Anyone who’s spent time on this forum knows how much I love Jack Ketchum, in my opinion the greatest horror writer of his generation. His books are thought provoking, gut wrenching, heartfelt, and yeah, scary as hell. Like the great Richard Laymon, Jack Ketchum left us too soon. Today is a labor of love. I present five Jack Ketchum books every horror fan needs to read.
One note. If you want more information about any of these Jack Ketchum books, click on the book or title to visit their Amazon pages.
Let’s start with the scariest novel ever written. And that’s not hyperbole. I’ve read horror for most of my fifty-one years, and I’ve never encountered a book this terrifying.
“The Girl Next Door,” a 1989 novel by Jack Ketchum, is one of those rare horror stories that burrows into your psyche and refuses to leave, precisely because the monsters in it are all too human. Based on the real-life case of Sylvia Likens in 1965 Indiana, the story is narrated by David, a young boy who becomes a witness to the escalating abuse of two sisters, Meg and Susan, at the hands of their caretaker Ruth and her sons. Set in a seemingly idyllic 1950s suburban community, Ketchum meticulously peels back the layers to reveal a horrifying tale of cruelty, moral failure, and collective guilt. Unlike other horror novels that rely on supernatural elements or gratuitous violence, the terror here is psychological and deeply rooted in the plausible.
Ketchum’s writing style is unadorned and direct, which serves to heighten the impact of the story. There is no attempt to cushion the blow or sugar-coat the events. Instead, he confronts the reader with the unsettling details, forcing us to ask ourselves what we would do in a similar situation. The character development is exceptional; each individual, from the tormented Meg to the sadistic Ruth, is fully fleshed out. David, the narrator, serves as the moral compass, and his internal struggle with inaction and complicity adds another layer of tension to an already unbearable scenario. Ketchum brilliantly explores the dynamics of peer pressure, the failure of adult responsibility, and the ease with which ordinary people can become participants in evil.
“The Girl Next Door” is a profoundly disturbing and heartbreaking book. It’s not an easy read by any means, but it’s an important one. It serves as a chilling reminder of the depths of cruelty that humans are capable of, especially when societal norms and authority figures sanction such behavior. Ketchum manages to transform a horrifying true story into a compelling narrative that challenges our perceptions of right and wrong, making us confront the darker aspects of humanity that we’d rather ignore. This novel is a testament to the power of horror literature to provoke thought and inspire introspection, leaving a lasting impression long after the final page is turned.
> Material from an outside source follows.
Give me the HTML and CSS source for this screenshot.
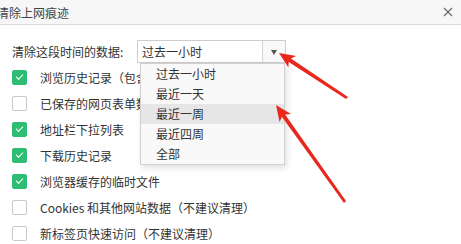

The perfect little horror story. Among the many Jack Ketchum books in my collection, this is my personal favorite.
Weighing in around 200 pages, Hide and Seek doesn’t waste any time. It’s roughly part of the Off Season trilogy, set in the fictional Maine town of Dead River. What’s the plot?
Boy meets girl. Girl turns out to be a little (okay, a lot) psycho. Girl convinces boy and her friends to sneak into an abandoned (haunted?) house after sunset. Okay, sure. It sounds like a typical drive-in horror movie. And in the hands of an ordinary horror writer, that’s exactly what it would be. But Ketchum handles the scares better than any author could. Part ghost story, part serial killer thriller, Hide and Seek is a genre classic.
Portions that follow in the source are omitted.